On dirait que tout dans ce film cherche à résoudre les séquences, comme si Skolimowski cherchait une cadence parfaite à chaque ligne dodécaphonique pour passer à la suivante : sentiment étrange qui donne au film quelque chose de si aléatoire qu’on finit vite par se demander si ses quelques fulgurances - dont une belle citation nocturne de « La nuit du chasseur » - ne sont pas l’œuvre du hasard et d’une équipe technique inspirée à sauver le navire du péril.

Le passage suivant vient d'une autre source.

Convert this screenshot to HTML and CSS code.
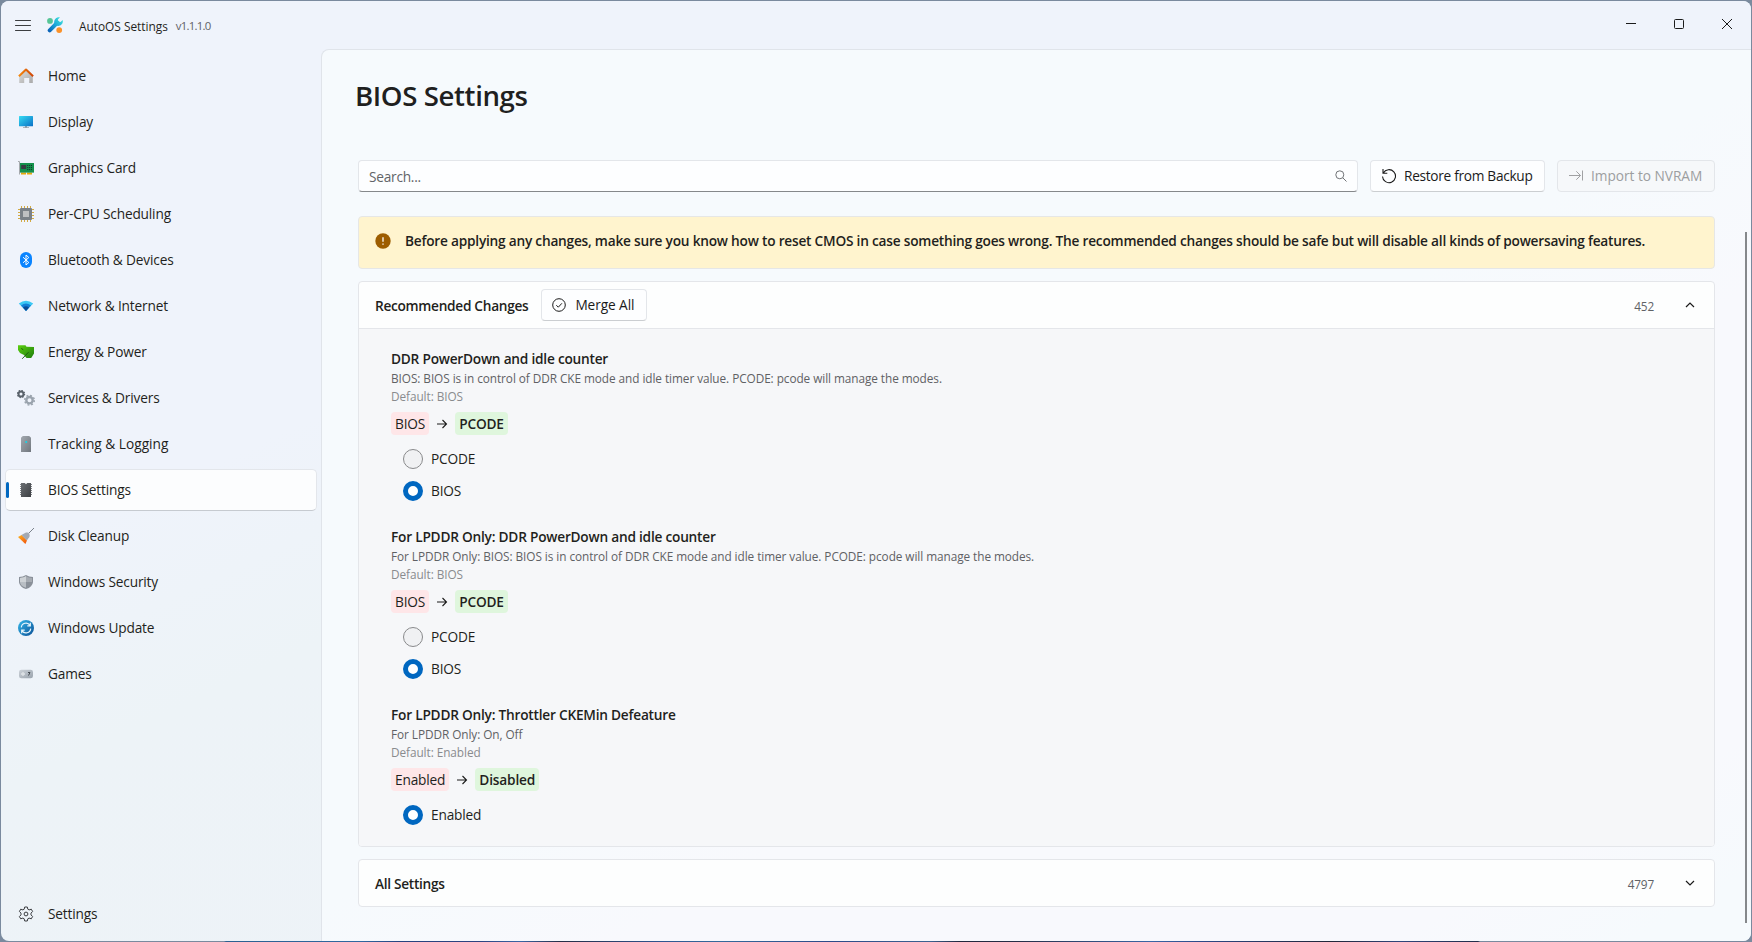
FILE: index.html
```html
<!DOCTYPE html>
<html lang="en">
<head>
<meta charset="utf-8">
<title>AutoOS Settings</title>
<link rel="stylesheet" href="styles.css">
</head>
<body>
<svg class="defs" width="0" height="0" aria-hidden="true">
  <defs>
    <linearGradient id="g-wrench" gradientUnits="userSpaceOnUse" x1="2" y1="14" x2="14" y2="2"><stop offset="0" stop-color="#0a63b8"/><stop offset=".5" stop-color="#1aa3d8"/><stop offset="1" stop-color="#3fdcdc"/></linearGradient>
    <linearGradient id="g-wall" x1="0" y1="0" x2="1" y2="1"><stop offset="0" stop-color="#dedede"/><stop offset="1" stop-color="#a9a9a9"/></linearGradient>
    <linearGradient id="g-roof" x1="0" y1="0" x2="1" y2="0"><stop offset="0" stop-color="#f58a10"/><stop offset="1" stop-color="#cf4508"/></linearGradient>
    <linearGradient id="g-screen" x1="0" y1="0" x2="1" y2="1"><stop offset="0" stop-color="#36dcf3"/><stop offset="1" stop-color="#0a6fc6"/></linearGradient>
    <linearGradient id="g-leaf" x1="0" y1="0" x2="1" y2="1"><stop offset="0" stop-color="#5bd00f"/><stop offset="1" stop-color="#1e7d0d"/></linearGradient>
    <linearGradient id="g-tower" x1="0" y1="0" x2="1" y2="1"><stop offset="0" stop-color="#a3a9b0"/><stop offset="1" stop-color="#70767d"/></linearGradient>
    <linearGradient id="g-bios" x1="0" y1="0" x2="1" y2="1"><stop offset="0" stop-color="#6a6e72"/><stop offset="1" stop-color="#3d4044"/></linearGradient>
    <linearGradient id="g-brush" x1="0" y1="0" x2="1" y2="1"><stop offset="0" stop-color="#fdb520"/><stop offset="1" stop-color="#f0500c"/></linearGradient>
    <linearGradient id="g-update" x1="0" y1="0" x2="1" y2="1"><stop offset="0" stop-color="#35b8ea"/><stop offset="1" stop-color="#0b4f96"/></linearGradient>
    <linearGradient id="g-pad" x1="0" y1="0" x2="1" y2="1"><stop offset="0" stop-color="#ccd2d9"/><stop offset="1" stop-color="#9aa3ad"/></linearGradient>
  </defs>
</svg>
<div class="window">
  <header class="titlebar">
    <svg class="menu" viewBox="0 0 16 12"><path d="M.5 1.5h15M.5 6.500h15M.5 11.500h15" fill="none" stroke="#3b3d40" stroke-linecap="round"/></svg>
    <svg class="logo" viewBox="0 0 16 16">
      <circle cx="3" cy="3.900" r="2.900" fill="#56c596"/>
      <path d="M2.700 13.300 10.500 5.500" stroke="url(#g-wrench)" stroke-width="4" stroke-linecap="round"/>
      <path d="M7.400 6.500C6.500 3 9 -.4 13 .3L10.900 2.600 11.300 4.700 13.500 5.100 15.700 3C16.600 7 13 9.800 9.500 8.600z" fill="url(#g-wrench)"/>
      <circle cx="12.200" cy="13.100" r="2.900" fill="#fb9128"/>
    </svg>
    <span class="app-name">AutoOS Settings</span>
    <span class="version">v1.1.1.0</span>
    <div class="caption">
      <svg viewBox="0 0 12 12"><path d="M1 5.500h10" stroke="#1b1b1b"/></svg>
      <svg viewBox="0 0 12 12"><rect x="1.500" y="1.500" width="9" height="9" rx="1" fill="none" stroke="#1b1b1b"/></svg>
      <svg viewBox="0 0 12 12"><path d="M1 1l10 10M11 1L1 11" stroke="#1b1b1b"/></svg>
    </div>
  </header>
  <nav class="nav">
    <a class="item"><svg viewBox="0 0 16 16"><path d="M1.200 8.200 8 2l6.800 6.200V15h-3.600v-5H6.200v5h-5z" fill="url(#g-wall)"/><path d="M.9 8.200 8 1.600l7.100 6.600" fill="none" stroke="url(#g-roof)" stroke-width="2.100" stroke-linejoin="round"/></svg>Home</a>
    <a class="item"><svg viewBox="0 0 16 16"><path d="M7 12h2v1.200h2v.9H5v-.9h2z" fill="#9aa0a8"/><rect x="1" y="2" width="14" height="10.300" rx=".6" fill="url(#g-screen)"/></svg>Display</a>
    <a class="item"><svg viewBox="0 0 16 16"><path d="M0 1.500h1.500v13" fill="none" stroke="#a5a9ad"/><path d="M3 12.400h5v2H3zM9 12.400h5v2H9z" fill="#e5a80a"/><rect x="2" y="3" width="14" height="9.600" fill="#14904c"/><path d="M3.200 5h5v4h-5z" fill="#383b42"/><path d="M9.200 5.500H14M9.200 7.600H14M9.200 9.600H14" stroke="#12352a" stroke-dasharray="1.100 .8"/></svg>Graphics Card</a>
    <a class="item"><svg viewBox="0 0 16 16"><path d="M3.500 0v16M6.500 0v16M9.500 0v16M12.500 0v16M0 3.500h16M0 6.500h16M0 9.500h16M0 12.500h16" stroke="#cfa22c" stroke-width=".9"/><rect x="2" y="2" width="12" height="12" rx="1" fill="#7b8188"/><rect x="5" y="5" width="6" height="6" fill="#bfc0c2"/></svg>Per-CPU Scheduling</a>
    <a class="item"><svg viewBox="0 0 16 16"><rect x="2" y="0" width="12" height="16" rx="6" fill="#0a84ff"/><path d="M5 5.200l5.800 5.300L8 13V3l2.800 2.500L5 10.800" fill="none" stroke="#fff"/></svg>Bluetooth &amp; Devices</a>
    <a class="item"><svg viewBox="0 0 16 16"><path d="M.8 5.400Q8 .2 15.200 5.400L8 13z" fill="#3bc8f4"/><path d="M3 7.500Q8 3.600 13 7.500L8 13z" fill="#1480d6"/><path d="M5 9.600Q8 7 11 9.600L8 13z" fill="#0b4c96"/></svg>Network &amp; Internet</a>
    <a class="item"><svg viewBox="0 0 16 16"><path d="M0 1.200h7.500l1 1.600L16 3v6.600L13.200 14H8.500L6 11 2 9 0 6z" fill="url(#g-leaf)"/><path d="M4.200 14.800 10.500 8.200M3.300 4.400l2 1.400" stroke="#18550f" stroke-width=".9"/></svg>Energy &amp; Power</a>
    <a class="item"><svg class="gears" viewBox="0 0 18 16"><circle cx="4" cy="4" r="2.500" fill="none" stroke="#5a626b" stroke-width="2"/><circle cx="4" cy="4" r="3.600" fill="none" stroke="#5a626b" stroke-width="1.200" stroke-dasharray="1.400 1.427"/><circle cx="12.500" cy="10.200" r="3.200" fill="none" stroke="#9aa3ad" stroke-width="2.400"/><circle cx="12.500" cy="10.200" r="4.800" fill="none" stroke="#9aa3ad" stroke-width="1.500" stroke-dasharray="1.900 1.870"/></svg>Services &amp; Drivers</a>
    <a class="item wide"><svg viewBox="0 0 16 16"><path d="M3 1.800 4.800 0h6.400L13 1.800V16H3z" fill="url(#g-tower)"/><circle cx="8.200" cy="6" r="1.100" fill="#19d3e6"/></svg>Tracking &amp; Logging</a>
    <a class="item selected"><svg viewBox="0 0 16 16"><path d="M2.500 2v12M13.500 2v12" stroke="#83878b" stroke-dasharray="1 1"/><path d="M3 1h3.800l1.200 1.200L9.200 1H13v14H3z" fill="url(#g-bios)"/></svg>BIOS Settings</a>
    <a class="item"><svg viewBox="0 0 16 16"><path d="M10.500 5.500 16 0" stroke="#7b828b"/><path d="M0 9l3.600-2L9 12.400 7.400 16z" fill="url(#g-brush)"/><path d="M3.400 6.900 8 4.600q2.600-.6 3.300 1.100t.1 3.400L8.800 12.400z" fill="#a3a9b2"/></svg>Disk Cleanup</a>
    <a class="item"><svg viewBox="0 0 16 16"><path d="M8 1q3 2 7 2v5.200Q14.500 13 8 15 1.500 13 1 8.200V3q4 0 7-2z" fill="#8a9099"/><path d="M8 2.200v11.600Q2.300 12 2 8V4q3.500 0 6-1.800z" fill="#b9bec4"/><path d="M8 2.200Q10.500 4 14 4v4H8z" fill="#a6abb2"/><path d="M2 4q3.500 0 6-1.800V8H2z" fill="#ced2d6"/></svg>Windows Security</a>
    <a class="item"><svg viewBox="0 0 16 16"><circle cx="8" cy="8" r="8" fill="url(#g-update)"/><path d="M3.300 7.400A4.700 4.700 0 0 1 12 5.400M12.300 2.800v3h-3M12.700 8.600A4.700 4.700 0 0 1 4 10.600M3.700 13.200v-3h3" fill="none" stroke="#e8f5fc" stroke-width="1.200"/></svg>Windows Update</a>
    <a class="item"><svg viewBox="0 0 16 16"><rect x="1" y="3.700" width="14" height="8.600" rx="2.400" fill="url(#g-pad)"/><path d="M3 8h4M5 6v4" stroke="#dfe3e7" stroke-width="1.300"/><path d="M10 6.500h2L10.500 9.500" fill="none" stroke="#454b52"/></svg>Games</a>
    <a class="item footer"><svg viewBox="0 0 16 16"><path d="M6.700 1h2.600l.5 2.200 1.300.7 2.200-.7 1.300 2.300-1.600 1.600v1.800l1.600 1.600-1.300 2.300-2.200-.7-1.300.7-.5 2.200H6.700l-.5-2.200-1.300-.7-2.200.7-1.300-2.300L3 8.900V7.100L1.400 5.500l1.300-2.300 2.200.7 1.300-.7z" fill="none" stroke="#3b3d40" stroke-linejoin="round"/><circle cx="8" cy="8" r="1.900" fill="none" stroke="#3b3d40"/></svg>Settings</a>
  </nav>
  <main class="page">
    <h1>BIOS Settings</h1>
    <div class="toolbar">
      <div class="search"><span>Search...</span><svg viewBox="0 0 12 12"><circle cx="4.800" cy="4.800" r="4" fill="none" stroke="#707376"/><path d="M7.800 7.800 11.500 11.500" stroke="#707376"/></svg></div>
      <button class="btn restore"><svg viewBox="0 0 16 16"><path d="M2.300 5A6.500 6.500 0 1 1 1.500 8.500M2 1v4.300h4.300" fill="none" stroke="#1b1b1b" stroke-width="1.100"/></svg>Restore from Backup</button>
      <button class="btn import" disabled><svg viewBox="0 0 16 16"><path d="M1 7.500h11.500M8.300 3.300l4.200 4.200-4.200 4.200M14.500 2.500v10" fill="none" stroke="#a0a1a3"/></svg>Import to NVRAM</button>
    </div>
    <div class="infobar">
      <svg viewBox="0 0 16 16"><circle cx="8" cy="8" r="7.700" fill="#9d5d00"/><path d="M8 4.200v4.600M8 10.400v1.400" stroke="#fff" stroke-width="1.300"/></svg>
      <span>Before applying any changes, make sure you know how to reset CMOS in case something goes wrong. The recommended changes should be safe but will disable all kinds of powersaving features.</span>
    </div>
    <section class="expander">
      <div class="head">
        <h2>Recommended Changes</h2>
        <button class="btn merge"><svg viewBox="0 0 16 16"><circle cx="8" cy="8" r="6.300" fill="none" stroke="#1b1b1b"/><path d="M5.300 8.200l2 2 3.600-3.900" fill="none" stroke="#1b1b1b"/></svg>Merge All</button>
        <span class="count">452</span>
        <svg class="chev" viewBox="0 0 10 6"><path d="M1 5l4-4 4 4" fill="none" stroke="#1b1b1b" stroke-width="1.200"/></svg>
      </div>
      <div class="body">
        <article>
          <h3>DDR PowerDown and idle counter</h3>
          <p class="desc">BIOS: BIOS is in control of DDR CKE mode and idle timer value. PCODE: pcode will manage the modes.</p>
          <p class="default">Default: BIOS</p>
          <div class="change"><span class="old">BIOS</span><svg viewBox="0 0 12 12"><path d="M1 6h9.500M6.500 2l4 4-4 4" fill="none" stroke="#1b1b1b" stroke-width="1.100"/></svg><b class="new">PCODE</b></div>
          <label><i></i>PCODE</label>
          <label><i class="on"></i>BIOS</label>
        </article>
        <article>
          <h3>For LPDDR Only: DDR PowerDown and idle counter</h3>
          <p class="desc">For LPDDR Only: BIOS: BIOS is in control of DDR CKE mode and idle timer value. PCODE: pcode will manage the modes.</p>
          <p class="default">Default: BIOS</p>
          <div class="change"><span class="old">BIOS</span><svg viewBox="0 0 12 12"><path d="M1 6h9.500M6.500 2l4 4-4 4" fill="none" stroke="#1b1b1b" stroke-width="1.100"/></svg><b class="new">PCODE</b></div>
          <label><i></i>PCODE</label>
          <label><i class="on"></i>BIOS</label>
        </article>
        <article>
          <h3>For LPDDR Only: Throttler CKEMin Defeature</h3>
          <p class="desc">For LPDDR Only: On, Off</p>
          <p class="default">Default: Enabled</p>
          <div class="change"><span class="old">Enabled</span><svg viewBox="0 0 12 12"><path d="M1 6h9.500M6.500 2l4 4-4 4" fill="none" stroke="#1b1b1b" stroke-width="1.100"/></svg><b class="new">Disabled</b></div>
          <label><i class="on"></i>Enabled</label>
        </article>
      </div>
    </section>
    <section class="expander">
      <div class="head">
        <h2>All Settings</h2>
        <span class="count">4797</span>
        <svg class="chev" viewBox="0 0 10 6"><path d="M1 1l4 4 4-4" fill="none" stroke="#1b1b1b" stroke-width="1.200"/></svg>
      </div>
    </section>
    <div class="scrollbar"></div>
  </main>
</div>
</body>
</html>
```
FILE: styles.css
```css
* { box-sizing: border-box; }

body {
  margin: 0;
  height: 942px;
  padding: 1px;
  overflow: hidden;
  font: 13.7px/20px "Open Sans", "Noto Sans", sans-serif;
  letter-spacing: -0.17px;
  color: #1f1f20;
  background: linear-gradient(90deg, #7a8a9e 0 224px, #2b6090 226px, #3068a0 360px, #27437f 400px, #2d4380 480px, #3a66a5 520px, #262d45 560px, #2f5590 660px, #356a9b 720px, #2d4a88 830px, #3c6290 930px, #22263c 960px, #272f48 1020px, #3a66a5 1150px, #2d4a88 1200px, #222638 1330px, #30467c 1400px, #222c48 1478px, #7a8a9e 1480px) bottom / 100% 1px no-repeat, #7a8a9e;
}

h1, h2, h3, p { margin: 0; }
svg { display: block; flex: none; }
.defs { position: absolute; }

.window {
  display: grid;
  grid-template: 48px 1fr / 320px 1fr;
  width: 1750px;
  height: 940px;
  border-radius: 8px;
  overflow: hidden;
  background: linear-gradient(155deg, #eff3fb 0 32%, #edf3f7 45%, #eef2f8 100%);
}

.titlebar {
  grid-column: 1 / 3;
  display: flex;
  align-items: center;
  padding-left: 14px;
  background: #eff3fb;
}
.menu { width: 16px; height: 12px; }
.logo { width: 16px; height: 16px; margin: 0 16px; }
.app-name { margin-top: 2px; font-size: 11.9px; letter-spacing: -0.02px; }
.version { margin: 2px 0 0 8px; font-size: 11.4px; letter-spacing: -0.75px; color: #606266; }
.caption { display: flex; gap: 36px; margin: -2px 18px 0 auto; }
.caption svg { width: 12px; height: 12px; }

.nav {
  display: flex;
  flex-direction: column;
  gap: 4px;
  padding: 6px 4px 6px 4px;
}
.item {
  display: flex;
  align-items: center;
  height: 42px;
  padding-left: 12px;
  border: 1px solid transparent;
  border-radius: 5px;
}
.item svg { width: 16px; height: 16px; margin-right: 14px; }
.item .gears { width: 18px; margin: 0 13px 0 -1px; }
.wide { letter-spacing: 0; }
.selected {
  position: relative;
  border-color: #e3e6eb;
  border-bottom-color: #c6cad0;
  background: #fcfdfe;
}
.selected::before {
  content: "";
  position: absolute;
  left: 0;
  top: 12px;
  width: 3px;
  height: 16px;
  border-radius: 2px;
  background: #0067c0;
}
.footer { margin-top: auto; }

.page {
  position: relative;
  padding: 26px 36px 0 36px;
  border: solid #e0e4ea;
  border-width: 1px 0 0 1px;
  border-top-left-radius: 8px;
  background: linear-gradient(150deg, #f6fafd 0 50%, #f8f9fd 62% 88%, #f6fafd 96%);
}
h1 {
  margin-left: -3px;
  font-size: 27.6px;
  line-height: 38px;
  font-weight: 600;
  letter-spacing: -0.38px;
}

.toolbar { display: flex; margin-top: 46px; }
.search {
  display: flex;
  flex: 1;
  align-items: center;
  justify-content: space-between;
  height: 32px;
  padding: 0 10px;
  border: 1px solid #e3e6ea;
  border-bottom-color: #85888b;
  border-radius: 4px;
  background: #fdfeff;
  color: #626467;
}
.search span { margin-top: 1px; letter-spacing: -0.25px; }
.search svg { width: 12px; height: 12px; }
.btn {
  display: flex;
  align-items: center;
  height: 32px;
  padding: 0 0 0 10px;
  border: 1px solid #e3e6ea;
  border-bottom-color: #cbced1;
  border-radius: 4px;
  background: #fdfeff;
  font: inherit;
  letter-spacing: -0.3px;
  color: #1b1b1b;
  white-space: nowrap;
}
.btn svg { width: 16px; height: 16px; margin-right: 7px; }
.restore { width: 175px; margin-left: 12px; }
.import {
  width: 158px;
  margin-left: 12px;
  border-color: #e3e6ea;
  background: #f6f8fa;
  color: #9c9ea0;
  letter-spacing: -0.03px;
}

.infobar {
  display: flex;
  align-items: center;
  height: 53px;
  margin-top: 24px;
  padding: 0 15px 3px 16px;
  border: 1px solid #e6e7e6;
  border-radius: 4px;
  background: #fff4ce;
  font-weight: 600;
  letter-spacing: -0.225px;
  white-space: nowrap;
}
.infobar svg { width: 16px; height: 16px; margin-right: 14px; }

.expander {
  margin-top: 12px;
  border: 1px solid #e4e6ea;
  border-radius: 4px;
  overflow: hidden;
  background: #fdfefe;
}
.head { display: flex; align-items: center; height: 46px; padding: 0 19px 0 16px; }
h2 { padding-top: 2px; font-size: inherit; line-height: 20px; font-weight: 600; letter-spacing: -0.3px; }
.merge { width: 106px; margin-left: 13px; padding-left: 9px; letter-spacing: -0.1px; }
.merge svg { margin-right: 8px; }
.count { margin-left: auto; padding-top: 2px; font-size: 11.8px; color: #606266; }
.chev { width: 10px; height: 6px; margin-left: 31px; }
.body {
  padding: 20px 32px 15px;
  border-top: 1px solid #e4e6ea;
  background: #f6f7f9;
}

article + article { margin-top: 20px; }
h3 { font-size: inherit; line-height: 20px; font-weight: 600; letter-spacing: -0.23px; }
.desc, .default { margin-top: 1px; font-size: 11.8px; line-height: 16px; letter-spacing: -0.065px; color: #5f6164; }
.default { margin-top: 2px; color: #898b8e; }
.change { display: flex; align-items: center; height: 23px; margin: 8px 0 8px; line-height: 23px; }
.change svg { width: 12px; height: 12px; margin: 0 7px; }
.old, .new { padding: 0 4px; border-radius: 4px; }
.old { background: #fee6e8; }
.new { background: #dff6dd; font-weight: 600; }

label { display: flex; align-items: center; height: 32px; padding-left: 12px; }
label i {
  width: 20px;
  height: 20px;
  margin-right: 8px;
  border: 1px solid #898a8c;
  border-radius: 50%;
  background: #f0f1f3;
}
label .on { border: 5px solid #0067c0; background: #fff; }

.scrollbar {
  position: absolute;
  right: 4px;
  top: 182px;
  width: 2px;
  height: 691px;
  background: #85888b;
}
```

« EO » est juste déprimant comme à peu près tous les films de Skolimowski - non pas qu’ils parlent de dépression, mais juste parce qu’ils ont le poids désagréable qu’ont parfois les auteurs nihilistes et arrogants, et qui confère un vide stomacal en fin de séance. Peut-être parce rien n’est épargné, et parce que l’humanité que le film pourrait débusquer ici et là est tuée dans l’œuf d’un fatalisme qui désintéresse vite. Ca se finit avec Isabelle Huppert (qui joue mal son rôle d’Isabelle Huppert) en caricature de mater incestua, sorte de repère pour spectateur d’Art et essai européen, puis quelques images à la Sokourov (un autre cinéaste qui fait du cinéma en croyant à la peinture et non au cinéma), et l’on cherche en vain une quelconque émotion dans les signes de ce grand foutoir dont le début du film semblait se faire l’aveu en son décor de ferraille et de casse. En une petite 1h30, Skolimowski aura fait un film bizarre, cérébral, maniéré et forcé, et donc naturellement ennuyeux.
Puis l’âne se fait la malle une dernière fois, se retrouve d’un coup dans la file des abattoirs : écran noir, bruit d’un coup d’air comprimé, hi-han, mort de l’âne, merci au revoir. And so what?